I'd never thought of the private guide, but it sounds like a wonderful idea. I always get a lot more out of traveling when I'm with someone who knows the place really well.

[identity profile] telophase.livejournal.com 2010-10-04 02:28 am (UTC)(link)
They annoy those of us who brought books!

My mom hired a private guide one visit, and it was such a good experience that we've done it several more times. We give them general guidelines as to what we like and don't like, then turn them loose on the itinerary. It's been good so far!

[identity profile] wyrdness.livejournal.com 2010-10-02 04:34 pm (UTC)(link)
I don't even leave the house to go to the shops without a book, let alone going on holiday without one (or six)! It's impossible to spend an entire vacation doing things one after another, at some point there has to be some quiet time where a book would be handy, if only to give your feet a rest. :)

As for Carmarthen, I don't see what's wrong with visiting it even if it wasn't for nostalgia.
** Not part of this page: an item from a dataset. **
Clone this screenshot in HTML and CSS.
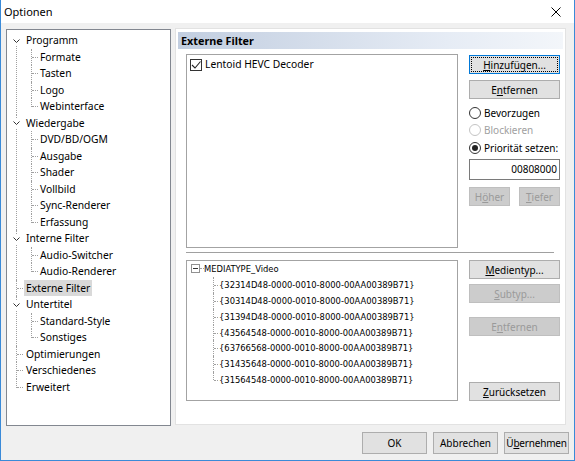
FILE: index.html
```html
<!DOCTYPE html>
<html lang="de">
<head>
	<meta charset="UTF-8">
	<title>Optionen</title>
	<link rel="stylesheet" href="styles.css">
</head>
<body>
	<div class="window">
		<div class="titlebar">
			<span class="title">Optionen</span>
			<span class="close">
				<svg width="10" height="10" viewBox="0 0 10 10"><path d="M0.5 0.5L9.5 9.5M9.5 0.5L0.5 9.5" stroke="#000" stroke-width="1" fill="none"/></svg>
			</span>
		</div>

		<div class="main">
			<!-- Seitenbaum -->
			<div class="tree-box">
				<ul class="tree">
					<li class="open">
						<span class="exp"><svg width="7" height="5" viewBox="0 0 7 5"><path d="M0.5 0.5L3.5 3.5L6.5 0.5" stroke="#333" fill="none"/></svg></span>
						<div class="row"><span class="label">Programm</span></div>
						<ul class="sub">
							<li><div class="row"><span class="label">Formate</span></div></li>
							<li><div class="row"><span class="label">Tasten</span></div></li>
							<li><div class="row"><span class="label">Logo</span></div></li>
							<li><div class="row"><span class="label">Webinterface</span></div></li>
						</ul>
					</li>
					<li class="open">
						<span class="exp"><svg width="7" height="5" viewBox="0 0 7 5"><path d="M0.5 0.5L3.5 3.5L6.5 0.5" stroke="#333" fill="none"/></svg></span>
						<div class="row"><span class="label">Wiedergabe</span></div>
						<ul class="sub">
							<li><div class="row"><span class="label">DVD/BD/OGM</span></div></li>
							<li><div class="row"><span class="label">Ausgabe</span></div></li>
							<li><div class="row"><span class="label">Shader</span></div></li>
							<li><div class="row"><span class="label">Vollbild</span></div></li>
							<li><div class="row"><span class="label">Sync-Renderer</span></div></li>
							<li><div class="row"><span class="label">Erfassung</span></div></li>
						</ul>
					</li>
					<li class="open">
						<span class="exp"><svg width="7" height="5" viewBox="0 0 7 5"><path d="M0.5 0.5L3.5 3.5L6.5 0.5" stroke="#333" fill="none"/></svg></span>
						<div class="row"><span class="label">Interne Filter</span></div>
						<ul class="sub">
							<li><div class="row"><span class="label">Audio-Switcher</span></div></li>
							<li><div class="row"><span class="label">Audio-Renderer</span></div></li>
						</ul>
					</li>
					<li class="leaf"><div class="row"><span class="label selected">Externe Filter</span></div></li>
					<li class="open">
						<span class="exp"><svg width="7" height="5" viewBox="0 0 7 5"><path d="M0.5 0.5L3.5 3.5L6.5 0.5" stroke="#333" fill="none"/></svg></span>
						<div class="row"><span class="label">Untertitel</span></div>
						<ul class="sub">
							<li><div class="row"><span class="label">Standard-Style</span></div></li>
							<li><div class="row"><span class="label">Sonstiges</span></div></li>
						</ul>
					</li>
					<li class="leaf"><div class="row"><span class="label">Optimierungen</span></div></li>
					<li class="leaf"><div class="row"><span class="label">Verschiedenes</span></div></li>
					<li class="leaf"><div class="row"><span class="label">Erweitert</span></div></li>
				</ul>
			</div>

			<!-- Seite: Externe Filter -->
			<div class="page">
				<div class="page-header">Externe Filter</div>
				<div class="content">
					<div class="section upper">
						<div class="listbox filters">
							<div class="filter-item">
								<span class="checkbox">
									<svg width="10" height="10" viewBox="0 0 10 10"><path d="M1 5L4 8L9.5 1.5" stroke="#222" stroke-width="1.1" fill="none"/></svg>
								</span>
								<span>Lentoid HEVC Decoder</span>
							</div>
						</div>
						<div class="side">
							<button class="btn focus"><u>H</u>inzufügen...</button>
							<button class="btn gap6">E<u>n</u>tfernen</button>
							<div class="radios">
								<label class="radio"><span class="dot"></span>Bevorzugen</label>
								<label class="radio disabled"><span class="dot"></span>Blockieren</label>
								<label class="radio checked"><span class="dot"></span>Priorität setzen:</label>
							</div>
							<div class="edit">00808000</div>
							<div class="pair">
								<button class="btn small" disabled>H<u>ö</u>her</button>
								<button class="btn small" disabled><u>T</u>iefer</button>
							</div>
						</div>
					</div>

					<div class="separator"></div>

					<div class="section lower">
						<div class="listbox types">
							<ul class="mt-tree">
								<li class="mt-root">
									<div class="mt-row"><span class="minus"></span><span class="mt-dash"></span>MEDIATYPE_Video</div>
									<ul class="mt-sub">
										<li><div class="mt-row">{32314D48-0000-0010-8000-00AA00389B71}</div></li>
										<li><div class="mt-row">{30314D48-0000-0010-8000-00AA00389B71}</div></li>
										<li><div class="mt-row">{31394D48-0000-0010-8000-00AA00389B71}</div></li>
										<li><div class="mt-row">{43564548-0000-0010-8000-00AA00389B71}</div></li>
										<li><div class="mt-row">{63766568-0000-0010-8000-00AA00389B71}</div></li>
										<li><div class="mt-row">{31435648-0000-0010-8000-00AA00389B71}</div></li>
										<li><div class="mt-row">{31564548-0000-0010-8000-00AA00389B71}</div></li>
									</ul>
								</li>
							</ul>
						</div>
						<div class="side">
							<button class="btn"><u>M</u>edientyp...</button>
							<button class="btn gap5" disabled><u>S</u>ubtyp...</button>
							<button class="btn gap14" disabled>E<u>n</u>tfernen</button>
							<button class="btn bottom"><u>Z</u>urücksetzen</button>
						</div>
					</div>
				</div>
			</div>
		</div>

		<div class="footer">
			<button class="btn dlg">OK</button>
			<button class="btn dlg">Abbrechen</button>
			<button class="btn dlg narrow">Ü<u>b</u>ernehmen</button>
		</div>
	</div>
</body>
</html>
```

FILE: styles.css
```css
* {
	margin: 0;
	padding: 0;
	box-sizing: border-box;
}
body {
	width: 575px;
	height: 461px;
	overflow: hidden;
	font-family: "Noto Sans", "Open Sans", sans-serif;
	font-size: 10px;
	color: #000;
	background: #f0f0f0;
}
ul {
	list-style: none;
}
u {
	text-decoration: underline;
	text-underline-offset: 1px;
}

.window {
	width: 575px;
	height: 461px;
	display: flex;
	flex-direction: column;
	border: 1px solid #3a8ad8;
	border-top: none;
	background: #f0f0f0;
}
.titlebar {
	height: 23px;
	flex: none;
	background: #fff;
	display: flex;
	align-items: center;
	justify-content: space-between;
	padding: 0 13px 0 3px;
}
.title {
	font-size: 11px;
}
.close {
	display: flex;
}

.main {
	display: flex;
	gap: 4px;
	padding: 6px 8px 0 5px;
	height: 403px;
	flex: none;
}

/* linker Baum */
.tree-box {
	width: 165px;
	height: 397px;
	background: #fff;
	border: 1px solid #828790;
	overflow: hidden;
}
.tree {
	padding: 2px 0 0 9px;
	font-size: 10.3px;
}
.tree li {
	position: relative;
}
.row {
	height: 16.5px;
	line-height: 16px;
	white-space: nowrap;
}
.label {
	display: inline-block;
	padding: 0 2px;
	line-height: 16px;
}
.label.selected {
	background: #d9d9d9;
}
.tree > li {
	padding-left: 8px;
}
.tree > li::before,
.sub > li::before {
	content: '';
	position: absolute;
	left: 0;
	top: 0;
	bottom: 0;
	border-left: 1px dotted #a0a0a0;
}
.tree > li:first-child::before {
	top: 8px;
}
.tree > li:last-child::before,
.sub > li:last-child::before {
	bottom: auto;
	height: 9px;
}
.tree > li.leaf::after,
.sub > li::after {
	content: '';
	position: absolute;
	left: 1px;
	top: 8px;
	width: 6px;
	border-top: 1px dotted #a0a0a0;
}
.exp {
	position: absolute;
	left: -4px;
	top: 4px;
	width: 9px;
	height: 10px;
	background: #fff;
	display: flex;
	align-items: center;
	justify-content: center;
	z-index: 1;
}
.sub {
	margin-left: 7px;
}
.sub > li {
	padding-left: 7px;
}

/* rechte Seite */
.page {
	width: 391px;
	height: 397px;
	margin-top: -1px;
	background: #fff;
	border: 1px solid #e2e2e2;
	padding: 3px 2px;
}
.page-header {
	height: 17px;
	line-height: 17px;
	padding-left: 3px;
	font-weight: bold;
	font-size: 10.8px;
	background: linear-gradient(to right, #c2cee0, #e6ecf5 70%, #f3f6fa);
}
.content {
	padding: 5px 0 0 8px;
}
.section {
	display: flex;
	gap: 11px;
}
.listbox {
	width: 272px;
	background: #fff;
	border: 1px solid #a3a3a3;
}
.filters {
	height: 194px;
	padding: 3px 3px;
}
.filter-item {
	display: flex;
	align-items: center;
	gap: 3px;
	height: 13px;
	line-height: 13px;
	font-size: 10.3px;
}
.checkbox {
	width: 12px;
	height: 12px;
	border: 1px solid #333;
	display: flex;
	align-items: center;
	justify-content: center;
}

.side {
	width: 91px;
	display: flex;
	flex-direction: column;
}
.upper .side {
	padding-top: 1px;
}
.btn {
	height: 19px;
	width: 100%;
	font-family: inherit;
	font-size: 10px;
	color: #000;
	background: #e1e1e1;
	border: 1px solid #adadad;
	line-height: 16px;
}
.btn:disabled {
	background: #cccccc;
	border-color: #bfbfbf;
	color: #9a9a9a;
}
.btn.focus {
	border-color: #0078d7;
	outline: 1px dotted #000;
	outline-offset: -3px;
}
.gap6 {
	margin-top: 6px;
}
.gap5 {
	margin-top: 5px;
}
.gap14 {
	margin-top: 14px;
}
.bottom {
	margin-top: auto;
}
.radios {
	margin-top: 5px;
}
.radio {
	display: flex;
	align-items: center;
	gap: 3px;
	height: 17.5px;
}
.radio .dot {
	width: 12px;
	height: 12px;
	border-radius: 50%;
	border: 1px solid #333;
	background: #fff;
	display: flex;
	align-items: center;
	justify-content: center;
}
.radio.checked .dot::after {
	content: '';
	width: 6px;
	height: 6px;
	border-radius: 50%;
	background: #222;
}
.radio.disabled {
	color: #a0a0a0;
}
.radio.disabled .dot {
	border-color: #c4c4c4;
}
.edit {
	margin-top: 2.5px;
	height: 21px;
	border: 1px solid #7a7a7a;
	background: #fff;
	text-align: right;
	padding-right: 2px;
	line-height: 19px;
}
.pair {
	margin-top: 7px;
	display: flex;
	justify-content: space-between;
}
.btn.small {
	width: 41px;
}

.separator {
	width: 368px;
	height: 2px;
	margin: 4px 0 6px;
	border-top: 1px solid #a0a0a0;
	border-bottom: 1px solid #fff;
}

/* Medientypen */
.types {
	height: 141px;
	font-family: "DejaVu Sans Condensed", "DejaVu Sans", sans-serif;
	font-stretch: condensed;
	font-size: 9.3px;
}
.mt-tree {
	padding: 0 0 0 4px;
}
.mt-row {
	height: 15.9px;
	line-height: 16px;
	display: flex;
	align-items: center;
	white-space: nowrap;
}
.minus {
	position: relative;
	width: 9px;
	height: 9px;
	border: 1px solid #919191;
	background: #fff;
	flex: none;
}
.minus::after {
	content: '';
	position: absolute;
	left: 1px;
	top: 3px;
	width: 5px;
	height: 1px;
	background: #333;
}
.mt-dash {
	width: 4px;
	border-top: 1px dotted #a0a0a0;
	flex: none;
}
.mt-sub {
	margin-left: 22px;
}
.mt-sub > li {
	position: relative;
	padding-left: 6px;
}
.mt-sub > li::before {
	content: '';
	position: absolute;
	left: 0;
	top: 0;
	bottom: 0;
	border-left: 1px dotted #a0a0a0;
}
.mt-sub > li:last-child::before {
	bottom: auto;
	height: 8px;
}
.mt-sub > li::after {
	content: '';
	position: absolute;
	left: 1px;
	top: 8px;
	width: 4px;
	border-top: 1px dotted #a0a0a0;
}

.footer {
	display: flex;
	justify-content: flex-end;
	gap: 6px;
	padding: 6px 5px 0 0;
}
.btn.dlg {
	width: 65px;
	height: 22px;
}
.btn.narrow {
	letter-spacing: -0.2px;
}
```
It has a castle, an least one old church and is surrounded by the typical green hilly landscape of Wales, I could easily spend a couple of days there with a sketchpad and some comfortable boots.

It's sad that so many people think you can't have a "proper" holiday unless you spend all your time within 10 foot of a swimming pool or are frying yourself on a beach along with 10,000 other people that you pointedly aren't interacting with.

[identity profile] telophase.livejournal.com 2010-10-04 02:27 am (UTC)(link)
It seems that either you're supposed to be traveling with the herd and doing everything they're doing, or you have to be backpacking, hitching rides, and couchsurfing to meet the "real" people and share in their "real" lives, or you're Doing It All Wrong.